Sunday School: Meditation
May 8th, 2008 by davidmw
“In the early days, when Christianity exercised a dominant influence over American thinking, men and women conceived the world to be a battleground. Our fathers believed in sin and the devil and hell as constituting one force, and they believed in God and righteousness and heaven as the other. By their very nature, these forces were opposed to each other forever in deep, grave, irreconcilable hostility. Humans, our fathers held, had to choose sides-they could not be neutral.

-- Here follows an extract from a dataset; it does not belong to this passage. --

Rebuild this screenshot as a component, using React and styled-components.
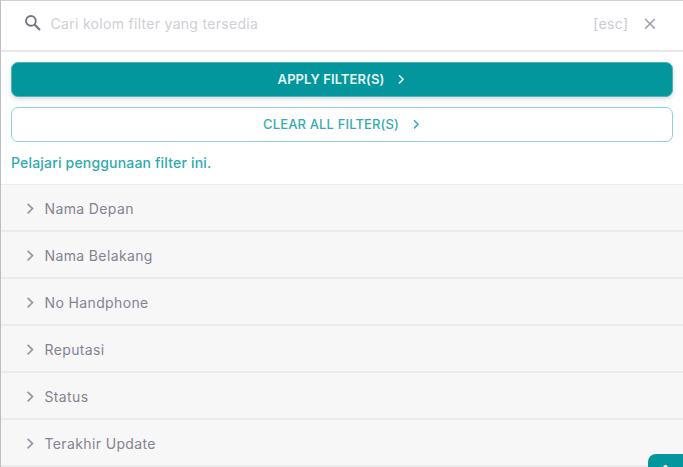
import React from "react";
import styled, { createGlobalStyle } from "styled-components";

const GlobalStyle = createGlobalStyle`
  * { box-sizing: border-box; }
  body { margin: 0; overflow: hidden; background: #fff; }
`;

const Panel = styled.main`
  position: relative;
  display: flex;
  flex-direction: column;
  width: 683px;
  height: 467px;
  overflow: hidden;
  border-top: 1px solid #cfcfcf;
  border-left: 1px solid #bdbdc3;
  background: #fff;
  font-family: Inter, "Liberation Sans", sans-serif;
`;

const SearchBar = styled.header`
  display: flex;
  align-items: center;
  flex: 0 0 51px;
  padding: 0 25px 3px 23px;
  border-bottom: 2px solid #e8e8ea;
`;

const SearchIcon = styled.svg`
  flex: none;
  margin-top: -2px;
`;

const SearchInput = styled.input`
  flex: 1;
  min-width: 0;
  margin-left: 8.5px;
  padding: 0;
  border: 0;
  outline: 0;
  background: transparent;
  font: 400 14px/20px Inter, sans-serif;
  letter-spacing: 0.3px;
  color: #7e7c8c;
  &::placeholder { color: #cfced6; opacity: 1; }
`;

const EscHint = styled.span`
  font-size: 14px;
  line-height: 20px;
  letter-spacing: 0.35px;
  color: #cac9d1;
`;

const CloseButton = styled.button`
  display: flex;
  margin-left: 13.5px;
  padding: 0;
  border: 0;
  background: none;
`;

const Actions = styled.section`
  display: flex;
  flex-direction: column;
  flex: 0 0 132px;
  gap: 10px;
  padding: 10px 10px 0;
`;

const ActionButton = styled.button`
  display: flex;
  align-items: center;
  justify-content: center;
  gap: 12px;
  height: 35px;
  flex: none;
  padding: 0 0 1px;
  border-radius: 7px;
  border: ${(p) => (p.$primary ? "1px solid #4db5b9" : "1px solid #8fd2d5")};
  background: ${(p) => (p.$primary ? "#03969c" : "#fff")};
  color: ${(p) => (p.$primary ? "#e8f7f7" : "#36abb0")};
  box-shadow: ${(p) => (p.$primary ? "0 2px 5px rgba(0, 0, 0, 0.16)" : "none")};
  font: ${(p) => (p.$primary ? 600 : 500)} 13px/20px Inter, sans-serif;
  letter-spacing: ${(p) => (p.$primary ? "0.07px" : "0.14px")};
`;

const HelpLink = styled.a`
  margin-top: 1px;
  font-size: 14px;
  font-weight: 500;
  line-height: 20px;
  letter-spacing: 0.18px;
  color: #30aaae;
`;

const FilterList = styled.ul`
  flex: none;
  margin: 0;
  padding: 0;
  list-style: none;
  border-top: 1px solid #ebebed;
  background: #f7f7f7;
`;

const FilterRow = styled.li`
  display: flex;
  align-items: center;
  gap: 8.5px;
  height: 47px;
  padding: 2px 0 0 23px;
  border-bottom: 2px solid #ebebec;
  font-size: 14px;
  letter-spacing: 0.37px;
  color: #858391;
`;

const HelpTab = styled.div`
  position: absolute;
  left: 647px;
  top: 453px;
  width: 50px;
  height: 30px;
  border-radius: 8px;
  background: #03969c;
  svg { position: absolute; left: 12px; top: 9px; }
`;

const RowChevron = () => (
  <svg width="12" height="12" viewBox="0 0 12 12" fill="none" stroke="#9997a4" strokeWidth="1.7">
    <path d="M3.6 0.9 L8.5 5.6 L3.6 10.3" />
  </svg>
);

const ButtonChevron = () => (
  <svg width="10" height="10" viewBox="0 0 10 10" fill="none" stroke="currentColor" strokeWidth="1.5">
    <path d="M3 1.2 L7.1 5.3 L3 9.4" />
  </svg>
);

const filters = ["Nama Depan", "Nama Belakang", "No Handphone", "Reputasi", "Status", "Terakhir Update"];

export default function App() {
  return (
    <>
      <GlobalStyle />
      <Panel>
        <SearchBar>
          <SearchIcon width="18" height="18" viewBox="0 0 18 18" fill="none" stroke="#777584">
            <circle cx="6.9" cy="6.9" r="4.9" strokeWidth="1.9" />
            <path d="M10.5 10.5 L16 16" strokeWidth="2.2" />
          </SearchIcon>
          <SearchInput placeholder="Cari kolom filter yang tersedia" />
          <EscHint>[esc]</EscHint>
          <CloseButton aria-label="Tutup">
            <svg width="16" height="16" viewBox="0 0 16 16" fill="none" stroke="#a3a2ac" strokeWidth="1.6">
              <path d="M3.2 3 L12.8 12.6 M12.8 3 L3.2 12.6" />
            </svg>
          </CloseButton>
        </SearchBar>
        <Actions>
          <ActionButton $primary>
            APPLY FILTER(S)
            <ButtonChevron />
          </ActionButton>
          <ActionButton>
            CLEAR ALL FILTER(S)
            <ButtonChevron />
          </ActionButton>
          <HelpLink>Pelajari penggunaan filter ini.</HelpLink>
        </Actions>
        <FilterList>
          {filters.map((name) => (
            <FilterRow key={name}>
              <RowChevron />
              {name}
            </FilterRow>
          ))}
        </FilterList>
        <HelpTab>
          <svg width="12" height="12" viewBox="0 0 12 12" fill="#e8f7f7">
            <circle cx="5.5" cy="4.2" r="2.3" />
          </svg>
        </HelpTab>
      </Panel>
    </>
  );
}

For them it must be life or death, heaven or hell, and if they chose to come out on God’s side they could expect open war with God’s enemies. The fight would be real and deadly and would last as long as life continued here below. People looked forward to heaven as a return from the wars, a laying down of the sword to enjoy in peace the home prepared for them…
How different today. The fact remains the same, but the interpretation has changed completely. People think of the world, not as a battleground, but as a playground. We are not here to fight; we are here to frolic. We are not in a foreign land; we are at home. We are not getting ready to live, but we are already living, and the best we can do is rid ourselves of our inhibitions and our frustrations and live this life to the full.”
- AW Tozer
I Am Not An American
It may surprise you to discover that I am not, in fact, an American! I know it’s shocking since I have obviously integrated so well into society here and yes, there is barely a trace of any accent left!

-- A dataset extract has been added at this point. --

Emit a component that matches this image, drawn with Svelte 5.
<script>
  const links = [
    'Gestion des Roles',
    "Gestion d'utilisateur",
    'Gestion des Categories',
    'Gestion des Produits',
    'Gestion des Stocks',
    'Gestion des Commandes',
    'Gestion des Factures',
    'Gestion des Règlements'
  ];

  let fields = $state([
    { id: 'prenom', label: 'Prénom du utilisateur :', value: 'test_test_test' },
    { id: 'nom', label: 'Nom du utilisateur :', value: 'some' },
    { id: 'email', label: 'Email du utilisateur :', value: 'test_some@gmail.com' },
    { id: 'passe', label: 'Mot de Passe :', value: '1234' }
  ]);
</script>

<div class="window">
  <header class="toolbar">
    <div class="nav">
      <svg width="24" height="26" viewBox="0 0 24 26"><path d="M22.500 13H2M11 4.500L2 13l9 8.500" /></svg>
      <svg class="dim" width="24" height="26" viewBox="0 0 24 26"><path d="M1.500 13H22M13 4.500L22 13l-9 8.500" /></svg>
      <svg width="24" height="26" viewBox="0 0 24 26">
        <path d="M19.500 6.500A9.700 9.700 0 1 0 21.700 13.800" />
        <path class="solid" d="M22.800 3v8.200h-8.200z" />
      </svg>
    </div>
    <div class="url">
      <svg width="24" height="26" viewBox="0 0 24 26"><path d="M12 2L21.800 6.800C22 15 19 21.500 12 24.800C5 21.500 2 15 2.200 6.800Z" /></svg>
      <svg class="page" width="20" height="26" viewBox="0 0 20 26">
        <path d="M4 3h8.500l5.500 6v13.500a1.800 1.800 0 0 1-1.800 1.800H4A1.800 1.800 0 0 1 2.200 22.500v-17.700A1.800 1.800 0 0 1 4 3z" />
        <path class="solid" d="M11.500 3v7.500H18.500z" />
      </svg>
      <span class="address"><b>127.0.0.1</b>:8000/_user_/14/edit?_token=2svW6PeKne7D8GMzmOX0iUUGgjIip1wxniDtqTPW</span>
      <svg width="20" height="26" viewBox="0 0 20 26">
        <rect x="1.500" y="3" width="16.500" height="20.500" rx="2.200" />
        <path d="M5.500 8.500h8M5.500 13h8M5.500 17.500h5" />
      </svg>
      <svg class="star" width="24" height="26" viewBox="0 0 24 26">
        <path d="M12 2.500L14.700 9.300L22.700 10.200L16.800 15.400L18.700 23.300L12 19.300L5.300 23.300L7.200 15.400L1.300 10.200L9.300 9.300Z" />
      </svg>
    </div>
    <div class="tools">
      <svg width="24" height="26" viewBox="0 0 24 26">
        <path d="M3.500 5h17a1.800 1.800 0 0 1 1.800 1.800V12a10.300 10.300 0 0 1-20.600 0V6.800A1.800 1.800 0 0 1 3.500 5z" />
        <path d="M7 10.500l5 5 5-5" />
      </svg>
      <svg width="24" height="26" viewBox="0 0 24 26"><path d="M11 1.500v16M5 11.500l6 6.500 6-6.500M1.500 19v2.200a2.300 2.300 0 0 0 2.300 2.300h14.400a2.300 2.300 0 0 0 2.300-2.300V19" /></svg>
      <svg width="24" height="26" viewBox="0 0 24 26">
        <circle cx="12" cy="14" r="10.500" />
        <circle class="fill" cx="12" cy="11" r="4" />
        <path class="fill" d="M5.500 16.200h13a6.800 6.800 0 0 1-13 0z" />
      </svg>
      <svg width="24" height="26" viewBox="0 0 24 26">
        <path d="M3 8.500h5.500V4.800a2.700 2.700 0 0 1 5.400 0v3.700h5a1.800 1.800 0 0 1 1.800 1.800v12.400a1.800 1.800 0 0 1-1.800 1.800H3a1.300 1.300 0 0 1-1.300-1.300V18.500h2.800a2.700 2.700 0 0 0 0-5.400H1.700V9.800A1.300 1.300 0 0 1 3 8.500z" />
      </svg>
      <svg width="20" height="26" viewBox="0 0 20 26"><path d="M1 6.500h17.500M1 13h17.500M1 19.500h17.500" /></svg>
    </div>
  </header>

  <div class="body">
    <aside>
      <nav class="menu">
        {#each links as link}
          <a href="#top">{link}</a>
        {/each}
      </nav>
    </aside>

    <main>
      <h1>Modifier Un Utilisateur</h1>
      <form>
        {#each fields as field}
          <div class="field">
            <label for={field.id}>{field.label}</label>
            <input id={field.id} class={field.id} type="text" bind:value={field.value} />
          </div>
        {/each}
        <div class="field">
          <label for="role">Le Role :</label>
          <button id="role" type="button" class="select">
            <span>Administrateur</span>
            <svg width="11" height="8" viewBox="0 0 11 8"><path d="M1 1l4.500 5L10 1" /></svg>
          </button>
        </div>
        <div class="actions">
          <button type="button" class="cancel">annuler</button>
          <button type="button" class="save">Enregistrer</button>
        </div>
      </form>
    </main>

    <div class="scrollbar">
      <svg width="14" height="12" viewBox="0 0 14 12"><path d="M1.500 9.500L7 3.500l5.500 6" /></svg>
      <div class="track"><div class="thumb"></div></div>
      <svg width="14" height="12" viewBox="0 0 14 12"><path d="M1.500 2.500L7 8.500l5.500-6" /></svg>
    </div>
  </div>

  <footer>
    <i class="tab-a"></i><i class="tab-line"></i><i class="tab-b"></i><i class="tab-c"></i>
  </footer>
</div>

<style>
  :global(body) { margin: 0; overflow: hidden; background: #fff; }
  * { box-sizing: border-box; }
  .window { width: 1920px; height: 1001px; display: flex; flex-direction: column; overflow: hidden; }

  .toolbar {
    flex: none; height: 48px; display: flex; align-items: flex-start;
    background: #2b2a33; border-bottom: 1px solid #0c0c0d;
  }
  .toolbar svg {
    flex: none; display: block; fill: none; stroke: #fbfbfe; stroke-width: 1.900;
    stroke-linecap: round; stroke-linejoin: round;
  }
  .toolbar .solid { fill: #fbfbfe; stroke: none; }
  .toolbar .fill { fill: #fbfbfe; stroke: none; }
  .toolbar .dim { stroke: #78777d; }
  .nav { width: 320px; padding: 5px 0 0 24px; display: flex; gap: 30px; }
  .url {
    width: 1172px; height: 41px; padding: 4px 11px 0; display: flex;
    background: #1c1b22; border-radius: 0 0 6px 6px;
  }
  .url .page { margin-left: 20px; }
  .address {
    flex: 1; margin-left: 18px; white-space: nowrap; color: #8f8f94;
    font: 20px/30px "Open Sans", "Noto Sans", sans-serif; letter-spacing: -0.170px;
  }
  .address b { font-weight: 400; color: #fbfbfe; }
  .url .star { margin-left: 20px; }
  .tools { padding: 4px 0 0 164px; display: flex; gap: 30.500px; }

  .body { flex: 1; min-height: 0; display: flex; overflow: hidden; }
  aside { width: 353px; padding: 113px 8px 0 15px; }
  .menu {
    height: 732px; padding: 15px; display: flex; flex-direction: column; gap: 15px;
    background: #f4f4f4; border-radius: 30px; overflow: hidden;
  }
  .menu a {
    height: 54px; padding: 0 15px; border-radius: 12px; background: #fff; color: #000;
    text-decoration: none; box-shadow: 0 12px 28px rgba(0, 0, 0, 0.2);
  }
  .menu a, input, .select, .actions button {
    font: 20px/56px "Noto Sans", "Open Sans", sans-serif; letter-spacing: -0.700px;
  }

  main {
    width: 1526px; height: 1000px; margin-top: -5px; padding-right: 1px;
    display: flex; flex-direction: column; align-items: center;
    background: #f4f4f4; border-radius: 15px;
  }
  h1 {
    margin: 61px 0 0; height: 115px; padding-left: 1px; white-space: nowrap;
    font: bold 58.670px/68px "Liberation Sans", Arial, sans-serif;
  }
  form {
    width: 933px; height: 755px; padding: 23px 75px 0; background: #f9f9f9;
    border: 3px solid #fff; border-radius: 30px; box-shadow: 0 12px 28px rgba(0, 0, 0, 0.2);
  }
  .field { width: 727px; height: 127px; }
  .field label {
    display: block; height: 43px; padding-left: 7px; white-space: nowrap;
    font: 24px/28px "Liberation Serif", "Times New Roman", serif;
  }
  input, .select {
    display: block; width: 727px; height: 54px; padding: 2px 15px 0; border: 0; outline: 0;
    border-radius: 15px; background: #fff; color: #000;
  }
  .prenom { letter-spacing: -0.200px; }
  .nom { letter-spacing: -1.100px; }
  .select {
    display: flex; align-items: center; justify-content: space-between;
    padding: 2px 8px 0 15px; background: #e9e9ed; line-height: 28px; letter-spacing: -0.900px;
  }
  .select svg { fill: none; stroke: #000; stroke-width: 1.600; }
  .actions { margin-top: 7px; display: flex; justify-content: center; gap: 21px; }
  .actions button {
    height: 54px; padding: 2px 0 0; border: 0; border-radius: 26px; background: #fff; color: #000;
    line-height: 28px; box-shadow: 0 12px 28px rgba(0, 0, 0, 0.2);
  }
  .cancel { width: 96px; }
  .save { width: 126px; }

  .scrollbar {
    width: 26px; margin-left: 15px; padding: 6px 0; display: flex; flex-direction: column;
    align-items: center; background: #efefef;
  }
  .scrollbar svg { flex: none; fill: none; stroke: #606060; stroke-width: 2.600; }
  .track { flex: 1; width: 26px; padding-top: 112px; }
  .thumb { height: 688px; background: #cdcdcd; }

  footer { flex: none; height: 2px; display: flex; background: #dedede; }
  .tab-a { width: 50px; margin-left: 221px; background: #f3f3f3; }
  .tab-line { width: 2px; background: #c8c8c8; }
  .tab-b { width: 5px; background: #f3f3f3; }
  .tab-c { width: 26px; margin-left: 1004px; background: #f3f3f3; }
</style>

Perhaps this may make you think less of me, but I have drug my feet (and by this you can tell I am assimilating. No self-respecting English speaker would ever say anything other than dragged…) on becoming a citizen.
Oh, I confess that in the early days, I could not WAIT to become an American Citizen. So why the change in my thinking? To be honest, because I submitted again to the Kingship of Jesus Christ, my Lord, My king, My Ruler, who – as Tozer points out – has gone ahead now that victory is secured, to prepare a place for His soldiers to retire to after they quit the battlefield.

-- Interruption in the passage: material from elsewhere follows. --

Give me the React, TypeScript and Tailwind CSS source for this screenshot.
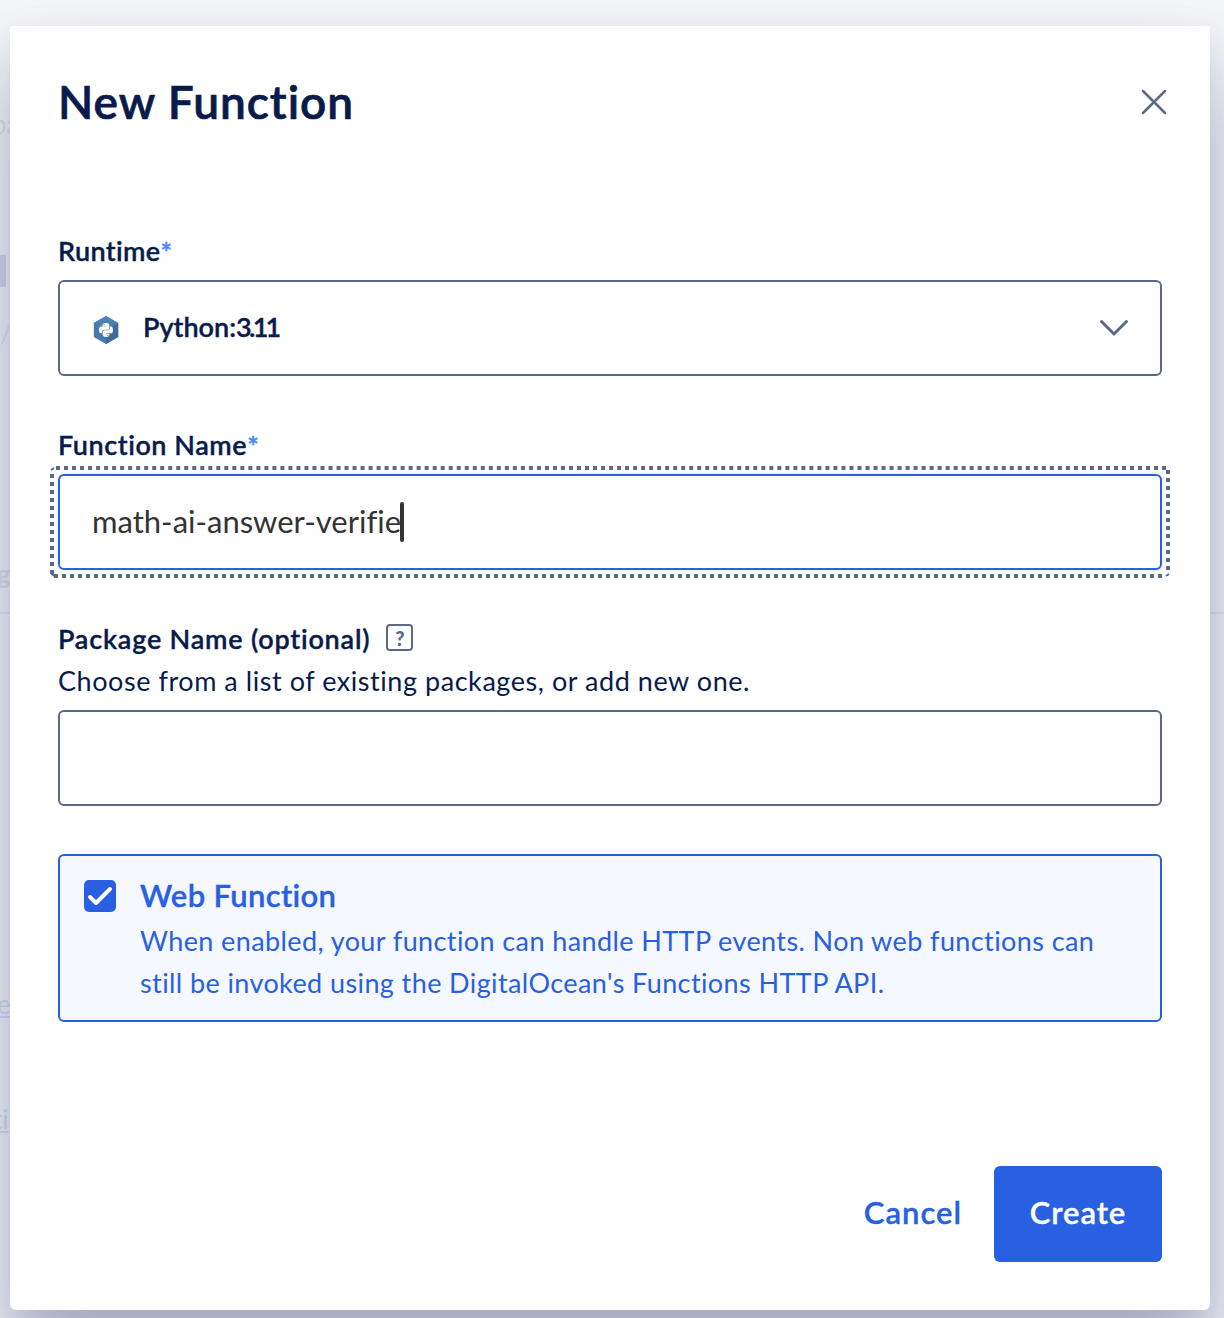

My Citizenship is in Heaven. My Home is not the United States of America. My Home is yonder. My Home is across the Jordan. I love Scottish & Irish music and there is one song I learned in boyhood that now calls me on to my mature years that goes:
Because these green hills are not highland hills
or the Islands hills they’re not my lands hills,
as fair as these green foreign hills may be
they are not the hills of home.
But – I share a citizenship with all of you who are Christ’s today. More than merely Americans together, more than the sum of our parts, we are Citizens of Heaven. We share a common future, friends, and that makes me fascinated about how we should relate one to another in the present. And because my strengths are what they are, and my inclinations are what they are, I have a driving interest to see what connects us together, you and I, from our past. My past is your past now. And your past is mine.
Well – what does this have to do with Spiritual Discipline? I’m so glad you asked!
The point is, America much more than Australia, your sister, or even England, our mother, was founded by men and women committed to the life-view that Tozer gives us: that this world is a battleground. That we must commit to a cause. “Join or Die” was a revolutionary slogan of Franklin’s that spurred our forebears into action! “Join or Die” is Christ’s call to the Nations; join Christ and know life – or reject Him and suffer eternal death in separation from God for eternity.
The point is I have elected to challenge myself to adopt a War of Independence outlook on my life. But I don’t want to be tired, bedraggled, burdened, and green on the battlefield. As we will look at several Spiritual Disciplines over the next few weeks, I hope to use them in my life not as ends unto themselves, but as basic training, R&R and advanced combat techniques all rolled into one to make me a better soldier for Christ and a better citizen of the Country to which I go who’s founder and ruler is Jesus Christ.
So – one caveat: I am not up here because I am good at these things we will look at. I have not mastered one of them – not even close. I am not a ‘guru’ on meditation, if you’ll forgive the pun. Some of you will be far more accomplished than I at these things. But I am here as a sinner, forgiven by God, who has caught a glimpse of a City on a Hill – and while all of you will be better than I at various tasks we must perform along the way to that city, I nonetheless am grateful to have the chance to point. That’s all I am up here – a pointer, a signpost. Not a guide because I haven’t trod the path fully – just a guy saying “Go that way. I don’t know HOW we go that way – but we must go that way!”
Our Text
Our text is coming from Richard Foster’s ‘Celebration of Discipline.’ The book was written 30 odd years ago. Like all things of men and not of God, it is not perfect, nor infallible. It contains, I am sure, error and things with which we would not agree. Mr. Foster also comes from a different faith tradition than us. He is, basically, a Quaker. If not actual, then certainly in his development he was raised in Quakerism and he would stand quite comfortably in the Quaker tradition.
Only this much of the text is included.